**REQUIRED TASK**
Scan the material below for the string "React", and copy every line where it shows up.

**MATERIAL PROVIDED**
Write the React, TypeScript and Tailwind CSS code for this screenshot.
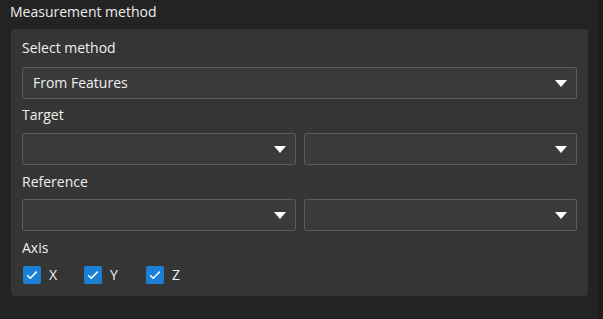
import React from "react";

const font = { fontFamily: '"Open Sans", "Noto Sans", sans-serif' };

function Arrow() {
  return (
    <svg width="12" height="7" viewBox="0 0 12 7" className="shrink-0">
      <path d="M0 0 H12 L6 7 Z" fill="#ffffff" />
    </svg>
  );
}

function Dropdown({ text, className }: { text?: string; className?: string }) {
  return (
    <div
      className={`h-[32px] flex items-center justify-between border border-[#5c5c5c] rounded-[2px] bg-[#3a3a3a] pl-[10px] pr-[9px] ${className ?? ""}`}
    >
      <span className="text-[14px] text-[#f0f0f0] leading-none">{text ?? ""}</span>
      <Arrow />
    </div>
  );
}

function Check({ label, className }: { label: string; className?: string }) {
  return (
    <div className={`flex items-center ${className ?? ""}`}>
      <div className="w-[18px] h-[18px] rounded-[2px] bg-[#1b7fd6] flex items-center justify-center">
        <svg width="12" height="10" viewBox="0 0 12 10">
          <path d="M1.2 5.2 L4.3 8.2 L10.8 1.6" stroke="#ffffff" strokeWidth="1.5" fill="none" />
        </svg>
      </div>
      <span className="ml-[8px] text-[14px] text-[#f0f0f0] leading-[20px]">{label}</span>
    </div>
  );
}

export default function App() {
  return (
    <div className="w-[603px] h-[319px] bg-[#232323] flex" style={font}>
      <div className="w-[598px] flex flex-col">
        <div className="pl-[10px] pt-[2px] h-[29px] text-[14px] leading-[20px] text-[#ececec]">
          Measurement method
        </div>
        <div className="ml-[11px] w-[577px] h-[267px] bg-[#353535] rounded-[4px] px-[11px] pt-[9px] flex flex-col">
          <div className="text-[14px] leading-[20px] text-[#f0f0f0]">Select method</div>
          <Dropdown text="From Features" className="mt-[9px]" />
          <div className="mt-[6px] text-[14px] leading-[20px] text-[#f0f0f0]">Target</div>
          <div className="mt-[8px] flex gap-[8px]">
            <Dropdown className="flex-1" />
            <Dropdown className="flex-1" />
          </div>
          <div className="mt-[7px] text-[14px] leading-[20px] text-[#f0f0f0]">Reference</div>
          <div className="mt-[7px] flex gap-[8px]">
            <Dropdown className="flex-1" />
            <Dropdown className="flex-1" />
          </div>
          <div className="mt-[7px] text-[14px] leading-[20px] text-[#f0f0f0]">Axis</div>
          <div className="mt-[7px] flex pl-[1px]">
            <Check label="X" className="w-[61px]" />
            <Check label="Y" className="w-[62px]" />
            <Check label="Z" />
          </div>
        </div>
      </div>
      <div className="w-[5px] bg-[#1d1d1d]" />
    </div>
  );
}
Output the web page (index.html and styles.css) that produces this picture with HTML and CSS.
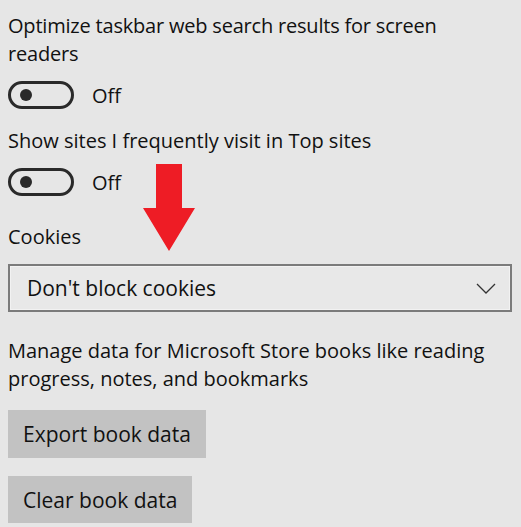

**REPLY TO THE TASK**
Write the React, TypeScript and Tailwind CSS code for this screenshot.
import React from "react";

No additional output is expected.